March 26, 2008 9:30 AM   Subscribe

Can I be a contracted consultant for the same organization that already employs me full-time?

I work for the incorporated American subsidiary of an EU-owned Ltd. There is an opportunity for me to do about six months' part-time consulting work on a project for the Ltd. The work would have almost nothing to do with my stack for the Inc. side.

For various financial and business reasons, I would prefer that the consulting gig be wholly separate from the day job. My accountant says there's no real tax issue, as long as I plan to declare the additional income and am prepared for the big chunk that will go out of the consulting pay as SE tax. Fine.

But I'm thinking more about the legal and logistical issues, and what I should make sure gets put in a contract. Or any EU/UK work laws about which I might not be aware, that would make this an unattractive option for my company (I know they'd rather I just did the Ltd. work for free, or that they paid me a bit of extra compensation via Inc. instead of the fair market value of the consulting, so their eye will be toward finding reasons not to go this route). I checked my own work agreement and all it states is that I can't moonlight for third parties.

I know you're not a lawyer, and if you are you're not my lawyer, so don't worry about that (although all IAAL advice is welcomed!). Although it should probably be said that I don't intend to retain my own separate employment attorney for this, since the consulting gig isn't lucrative enough to justify the expense, IMO.

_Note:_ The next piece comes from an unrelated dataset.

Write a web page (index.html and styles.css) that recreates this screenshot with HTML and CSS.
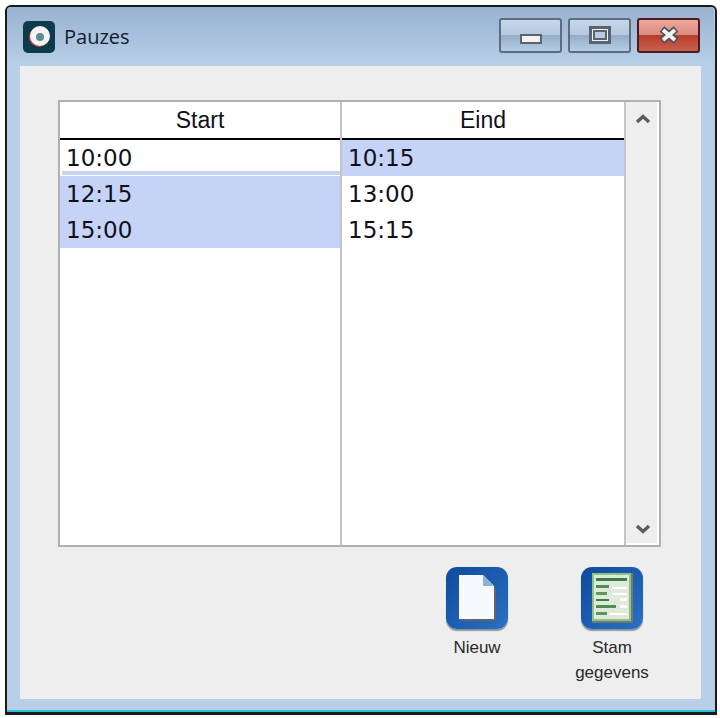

There's plenty in the AskMe archives about making the switch from full-time employee to independent contractor, or vice versa, but not much about how to be both simultaneously (other than this one which is mostly focused on the tax issues.). Thoughts?
posted by pineapple to Work & Money (4 answers total)
 
I know that in the company I work for (U.S. public company), employees exempt from overtime being paid extra for consulting caused a big brouhaha with HR. I think the idea is that if you are exempt, you just work all the time :).
posted by elmay at 9:37 AM on March 26, 2008


I work for a consulting company that will occasionally contract me as a freelancer, usually for small copywriting jobs. This works out for me because I get more work; it works out for my company because they don't have to find and train a freelancer for a small isolated job; and it works out for the client because we bill writing as an outside cost, so my rate as a freelancer is considerably cheaper.

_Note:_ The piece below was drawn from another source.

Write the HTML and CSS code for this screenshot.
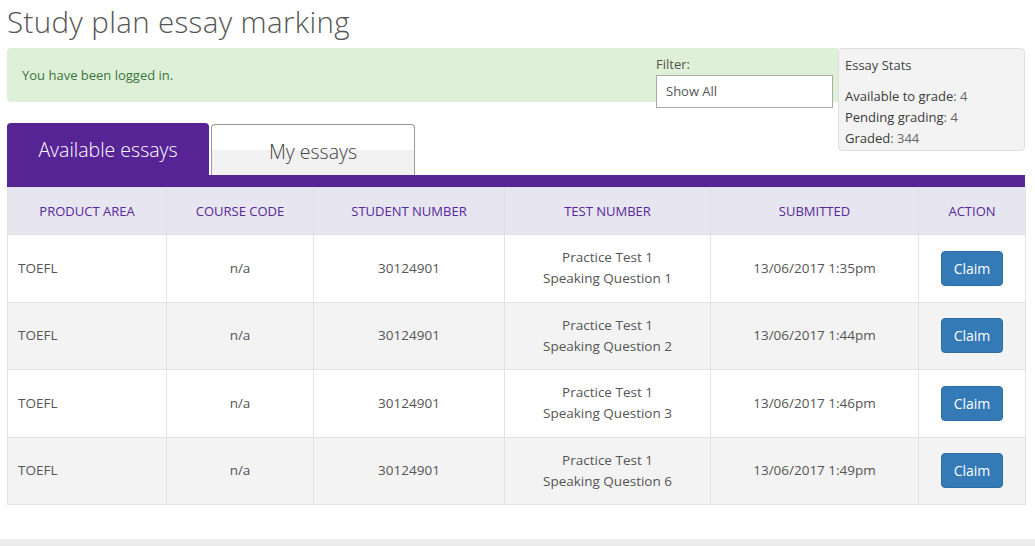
FILE: index.html
```html
<!DOCTYPE html>
<html lang="en">
<head>
<meta charset="utf-8">
<title>Study plan essay marking</title>
<link rel="stylesheet" href="styles.css">
</head>
<body>
<div class="page">
  <h1 class="title">Study plan essay marking</h1>
  <div class="top-row">
    <div class="alert">
      <span class="alert-text">You have been logged in.</span>
      <div class="filter">
        <label class="filter-label">Filter:</label>
        <div class="select">Show All</div>
      </div>
    </div>
    <div class="stats">
      <div class="stats-title">Essay Stats</div>
      <div class="stats-line"><span class="stat-key">Available to grade</span>: 4</div>
      <div class="stats-line"><span class="stat-key">Pending grading</span>: 4</div>
      <div class="stats-line"><span class="stat-key">Graded</span>: 344</div>
    </div>
  </div>
  <div class="tabs">
    <div class="tab tab-active">Available essays</div>
    <div class="tab tab-inactive">My essays</div>
  </div>
  <div class="tab-bar"></div>
  <table class="essays">
    <colgroup>
      <col class="c1"><col class="c2"><col class="c3"><col class="c4"><col class="c5"><col class="c6">
    </colgroup>
    <thead>
      <tr>
        <th>PRODUCT AREA</th><th>COURSE CODE</th><th>STUDENT NUMBER</th><th>TEST NUMBER</th><th>SUBMITTED</th><th>ACTION</th>
      </tr>
    </thead>
    <tbody>
      <tr>
        <td class="left">TOEFL</td><td>n/a</td><td>30124901</td>
        <td>Practice Test 1<br>Speaking Question 1</td><td>13/06/2017 1:35pm</td>
        <td><button class="claim">Claim</button></td>
      </tr>
      <tr>
        <td class="left">TOEFL</td><td>n/a</td><td>30124901</td>
        <td>Practice Test 1<br>Speaking Question 2</td><td>13/06/2017 1:44pm</td>
        <td><button class="claim">Claim</button></td>
      </tr>
      <tr>
        <td class="left">TOEFL</td><td>n/a</td><td>30124901</td>
        <td>Practice Test 1<br>Speaking Question 3</td><td>13/06/2017 1:46pm</td>
        <td><button class="claim">Claim</button></td>
      </tr>
      <tr>
        <td class="left">TOEFL</td><td>n/a</td><td>30124901</td>
        <td>Practice Test 1<br>Speaking Question 6</td><td>13/06/2017 1:49pm</td>
        <td><button class="claim">Claim</button></td>
      </tr>
    </tbody>
  </table>
</div>
<div class="footer"></div>
</body>
</html>
```

FILE: styles.css
```css
* { box-sizing: border-box; }
html, body { margin: 0; padding: 0; background: #fff; }
body {
  font-family: "Open Sans", "DejaVu Sans", sans-serif;
  color: #555;
  font-size: 14px;
  width: 1035px;
  height: 546px;
  overflow: hidden;
  display: flex;
  flex-direction: column;
}
.page {
  padding: 0 10px 0 7px;
  flex: 1;
}
.title {
  margin: 0 0 4px 0;
  font-size: 29.5px;
  font-weight: 300;
  line-height: 44px;
  height: 44px;
  color: #555;
  letter-spacing: 0.35px;
}
.top-row {
  display: flex;
  align-items: flex-start;
  height: 75px;
}
.alert {
  flex: 1;
  height: 54px;
  background: #dff0d8;
  border-radius: 4px 0 0 4px;
  display: flex;
  align-items: flex-start;
  justify-content: space-between;
  padding: 0 0 0 15px;
}
.alert-text {
  color: #3c763d;
  font-size: 13px;
  line-height: 54px;
}
.filter {
  width: 182px;
  padding-top: 6px;
}
.filter-label {
  display: block;
  font-size: 13px;
  line-height: 20px;
  height: 21px;
  color: #555;
}
.select {
  width: 177px;
  height: 33px;
  background: #fff;
  border: 1px solid #aaa;
  padding: 0 9px;
  line-height: 31px;
  font-size: 13px;
  color: #555;
}
.stats {
  width: 187px;
  height: 103px;
  background: #f3f3f3;
  border: 1px solid #e0e0e0;
  border-radius: 4px;
  padding: 6px 6px;
  font-size: 13px;
}
.stats-title {
  line-height: 20px;
  color: #444;
  margin-bottom: 11px;
}
.stats-line {
  line-height: 21px;
  color: #666;
}
.stat-key { color: #3a3a3a; }
.tabs {
  display: flex;
  align-items: flex-end;
  gap: 2px;
  height: 52px;
}
.tab {
  width: 202px;
  font-size: 19.5px;
  font-weight: 300;
  text-align: center;
  border-radius: 4px 4px 0 0;
}
.tab-active {
  background: #572496;
  color: #fff;
  height: 52px;
  line-height: 54px;
}
.tab-inactive {
  width: 204px;
  height: 51px;
  line-height: 53px;
  color: #444;
  border: 1px solid #999;
  border-bottom: none;
  background: linear-gradient(#fff 0, #fff 50%, #f1f1f1 50%, #f1f1f1 100%);
}
.tab-bar {
  height: 12px;
  background: #572496;
}
.essays {
  width: 100%;
  border-collapse: collapse;
  table-layout: fixed;
  border: 1px solid #e2e2e2;
}
.c1 { width: 159px; }
.c2 { width: 147px; }
.c3 { width: 191px; }
.c4 { width: 206px; }
.c5 { width: 208px; }
.c6 { width: 107px; }
.essays th {
  height: 47px;
  background: #e7e5ef;
  color: #55289b;
  font-weight: 400;
  font-size: 13px;
  text-align: center;
  border: 1px solid #e2e2e2;
  border-top: none;
  padding: 0 4px;
}
.essays td {
  height: 67.5px;
  text-align: center;
  border: 1px solid #e2e2e2;
  padding: 0 10px;
  line-height: 21px;
  font-size: 13.5px;
  color: #555;
}
.essays td.left { text-align: left; }
.essays tbody tr:nth-child(even) td { background: #f3f3f3; }
.claim {
  font-family: inherit;
  font-size: 14px;
  color: #fff;
  background: #337ab7;
  border: 1px solid #2e6da4;
  border-radius: 4px;
  width: 62px;
  height: 35px;
  padding: 0;
  cursor: pointer;
}
.footer {
  height: 7px;
  background: #ebebeb;
}
```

Sort of a specific scenario, but it can work. The comment about overtime is probably accurate though - so far it's just been a small time deal for me. Taxes are kind of a bitch though.
posted by Prevailing Southwest at 10:02 AM on March 26, 2008


I have freelanced for my organization (which employs me full-time) quite a few times, and it's always worked out well. The work is for units other than the one that I work for, so there is no cross-over. There is nothing in my job description that includes working for other bosses on other projects, so it's clear that this is independent work.

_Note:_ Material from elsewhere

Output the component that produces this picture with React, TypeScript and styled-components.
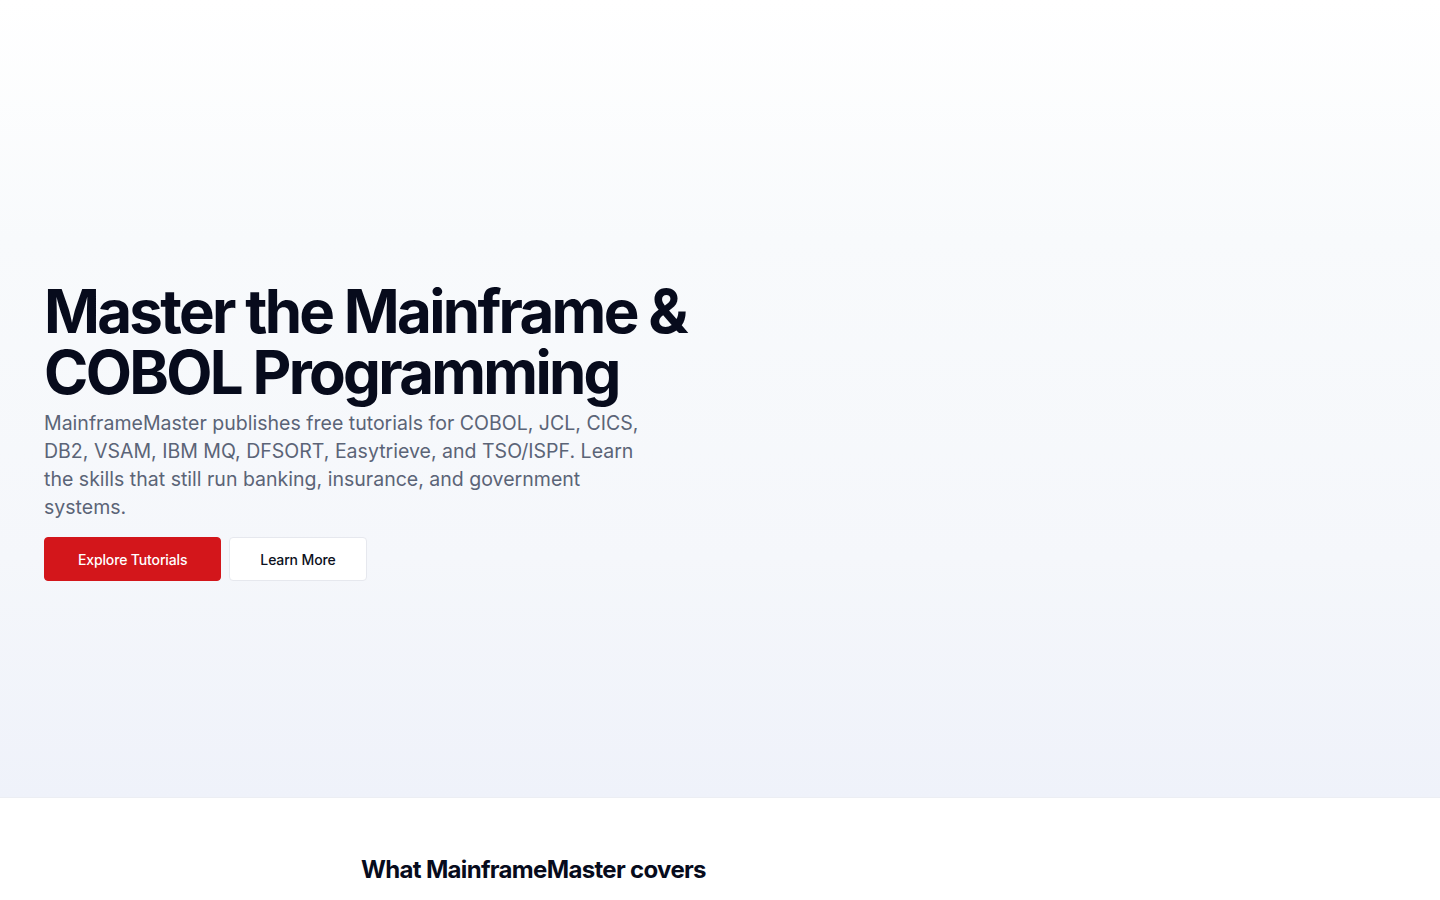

The only hold up occurs with HR and payments and it happens almost every time. Whenever I send an invoice, HR looks me up in the vendor list, doesn't see me, and asks for my tax info. I send it to them, but add that I'm an employee, so they already have the info. They ignore that part and enter me as a vendor, which somehow causes a problem in that it conflicts with tax info of an employee. After a few weeks of head scratching, they eventually figure out that I need to be paid through payroll, which I actually prefer as they take out the taxes, savings, etc.

All this means is that payments take six weeks instead of four, even if I include this explanation.
posted by ochenk at 10:29 AM on March 26, 2008


The only thing I can think of is that the IRS is very interested in whether someone is truly an independent contractor or is actually an employee; the main determinant is whether the employer controls only the result of the work, not how you produce it. Still, I know that submitting both W2s and 1099s with a tax return can be a bit of a flag (I got mail audited once), and I don't know how the IRS's system would flag a return that had W2 and 1099 from the same employer ID, or if they'd inquire with the company first; they seem equally interested in companies that incorrectly classify employees as contractors.

The IRS discusses the topic from the employer's perspective, and also has a form [PDF] that employers fill out when the IRS decides to investigate. You may also find a checklist [PDF] helpful when figuring out how you'd likely be classified.